Os Palhaços
Metalinguagem do palhaço
Por Daniel Guimarães
Não me considero grande entusiasta dos espetáculos circenses. Evidente que sem qualquer preconceito ou objeções aos shows protagonizados por palhaços, mas sempre me pareceram gerar certo tédio. Por vezes os achei interessantes, mas de uma forma mais curiosa do que de encanto autêntico. Mesmo em “A Estrada da Vida”, do mesmo Federico Fellini, – embora a abordagem esteja em espectros completamente diferentes – os “truques de mágica” não me mostravam atração. Com isso em mente, não deveria me fascinar uma obra como “Os Palhaços”, declaração de amor aos personagens de rostos pintados. Contudo, fui surpreendido, mais uma vez, por um formato que, aí sim, amo: o cinema.
Não só as encenações são extremamente divertidas, mas pude perceber a influência do circo não só na vida e filmografia de Fellini, mas também para o próprio cinema. Algo que, talvez, seja o maior subtexto do longa. O filme aborda a produção de um documentário que retrataria a vida em declínio dos circos e entrevistaria diversas figuras do ramo, aposentadas, históricas de diversos países. Junto disso, intercala encenações de todos os tipos de espetáculos escandalosos.

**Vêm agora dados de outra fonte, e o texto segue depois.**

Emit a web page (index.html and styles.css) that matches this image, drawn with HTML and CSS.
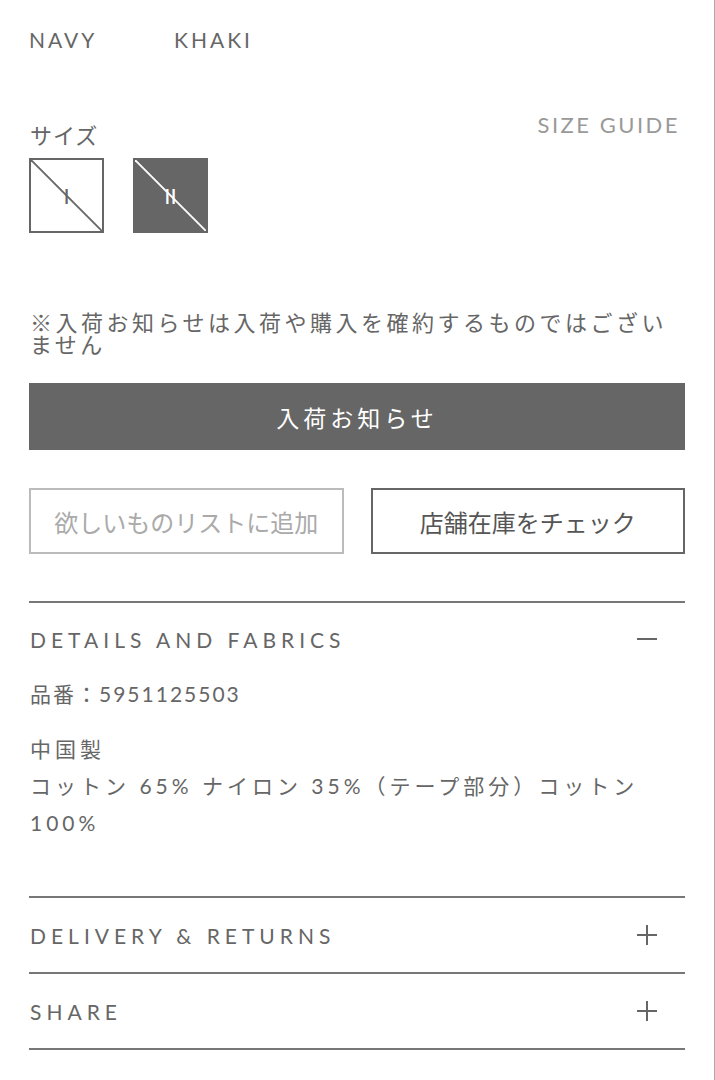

Desde os primeiros planos, já se percebe a essência o filme. Uma criança, filmada por trás, observando encantada a imensidão de um circo do lado de fora. Visivelmente um retrato de como o diretor italiano via – ou, pelo menos, se recorda – de sua infância. Ao entrar na cabana do circo, o movimento de câmera instiga uma mística ao filmar a entrada da tenda e, aos poucos, ir adentrando aquela vastidão do palco de circo.
Há, entretanto, algo mais poético ainda do que a própria adoração ao circo e a melancolia de uma época onde os espetáculos eram adorados. Fellini parece entender que, como em sua própria vida, os palhaços e peças circenses tem relação direta com o cinema. Pesando sobre como são as comédias burlescas, essa ideia possui todo sentido. Afinal, gags visuais presentes em Buster Keaton encontram muitas inspirações nos absurdismos dos palhaços. E, se essa relação não estivesse já encorajada pelo diretor, em certo momento vemos a “filha de Chaplin”. Não posso deixar de pensar que, mesmo Victoria Chaplin sendo artista circense, Fellini a citou dessa forma como uma alusão ao cinema do pai e o que ele representa.
Dentro disso, aliás, o longa apresenta uma camada de metalinguagem interessante. “Os Palhaços” é um filme sobre a gravação de um documentário, intercalando com imagens de circo que se relacionam com o cinema não só de Fellini como da comédia burlesca em um todo. A sensação é similar – embora em escala menor – ao de assistir “O Sanduíche” (2000), curta de Jorge Furtado que extrapola a metalinguagem e a usa como temática do que é ou não real.
Em matéria de linguagem cinematográfica, é interessante a maestria do diretor ao perceber seus recortes narrativos. O que mostrar e quando mostrar. Evidente que, através de longas sequências de peças no circo, o diretor deseja re-encenar a experiência que tinha ao frequentar as peças em sua infância. No cinema, entretanto, a recepção imagética é outra. Se tem o poder de recortar a realidade em fragmentos e conduzir o olhar. Então, no meio de uma confusão de palhaços, não estamos somente em uma plateia do circo alternando olhares entre os artistas para vermos se conseguimos identificar o que cada um está fazendo. Fellini faz isso por nós e nos condiciona esses específicos efeitos cômicos dentro do caos.
O roteiro é coeso ao estruturar a narrativa em diversas cenas de causa e consequência. No primeiro ato, por exemplo, há uma cena onde vemos a reação da criança em sua primeira experiência ao assistir um show de palhaços. O narrador nos diz que é um medo, de difícil verbalização . Sem conseguir descrever a sensação, decide então nos mostrar imageticamente através outras situações, que geram o mesmo sentimento. A estética é sensível, o discurso não. Toda essa sequência, além de engraçada, cria uma transmissão sensacional de sentidos para o espectador.
Seguindo a coesão narrativa, a montagem é eficaz ao intercalar os momentos de “depoimento” sobre a situação em que se encontra a cultura de circo com os próprios espetáculos ensaiados. Se nas conversas durante a filmagem há um assunto doloroso, como o fim ou o declínio do circo, corta-se para uma sequência de um espetáculo de palhaços melancólicos. Na mesma linha, uma recordação feliz sendo contada, cortará para um espetáculo engraçado e contagiante. E a trilha de Nino Rota acompanha perfeitamente tais momentos, com belas composições que tornam essa experiência “circense-cinematográfica” de Fellini ainda mais prazerosa.